화학공학소재연구정보센터
Industrial & Engineering Chemistry Research, Vol.51, No.1, 443-453, 2012
Simulation Analysis of Multiphase Flow and Performance of Hydrocyclones at Different Atmospheric Pressures
A hydrocyclone, as a common liquid/solid grading instrument, was chosen to separate calcium sulfate particles from crude carnallite during the KCl production process on the Tibetan Plateau in China, because CaSO4 particles are independent of KCl particles and have a smaller particle size distribution. The local altitude on the Tibetan Plateau in China is over 3000 m, so the effects of low atmospheric pressure on the separation performance of the hydrocyclone should be considered.

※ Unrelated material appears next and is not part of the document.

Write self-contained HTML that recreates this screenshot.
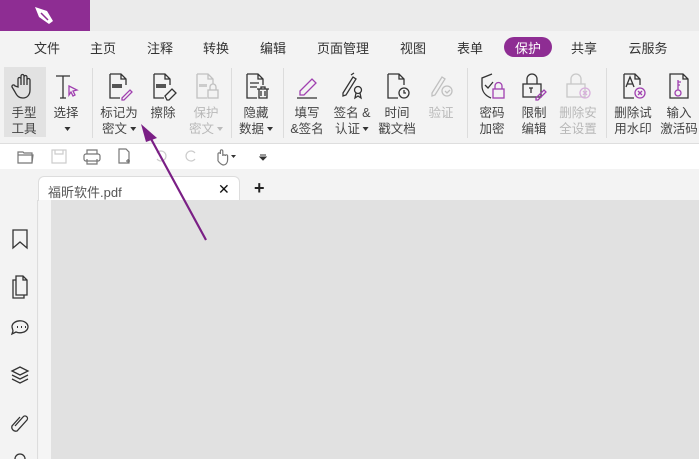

In this article, the computational fluid dynamics (CFD) simulation technique was used to investigate the hydrodynamics and particles separation performance of an industrial hydrocyclone with a 428-mm diameter at both plain and plateau atmospheric pressures. In this CFD approach, the Reynolds stress model (RSM) was used to describe the turbulent fluid flow, the volume of fluid (VOF) multiphase model was used to simulate the interface between the liquid phase and the air core, and the stochastic Lagrangian model was used to track the particle flow. The mathematical models deveoped for the industrial hydrocyclone were tested by comparing the predicted results with the flow fields measured by Hsieh (Ph.D. Thesis, The University of Utah, Salt Lake City, UT, 1988). According to the simulation results, the environmental atmospheric pressures on the plain and plateau had effects mainly on the flow field inside the air core and near the interface between the air core and the liquid phase. It was found the direction of the axial velocity on the cylinder part and the values of the tangential velocity changed under the different environmental atmospheric pressures. When the industrial hydrocyclone was operated in the plateau environment, the separation efficiency for small particles decreased about 10% at the overflow, which was not good for CaSO4 removal, but there was no effect on the particles size larger than 350 mu m, and more energy was consumed, although the difference in the split ratio was small.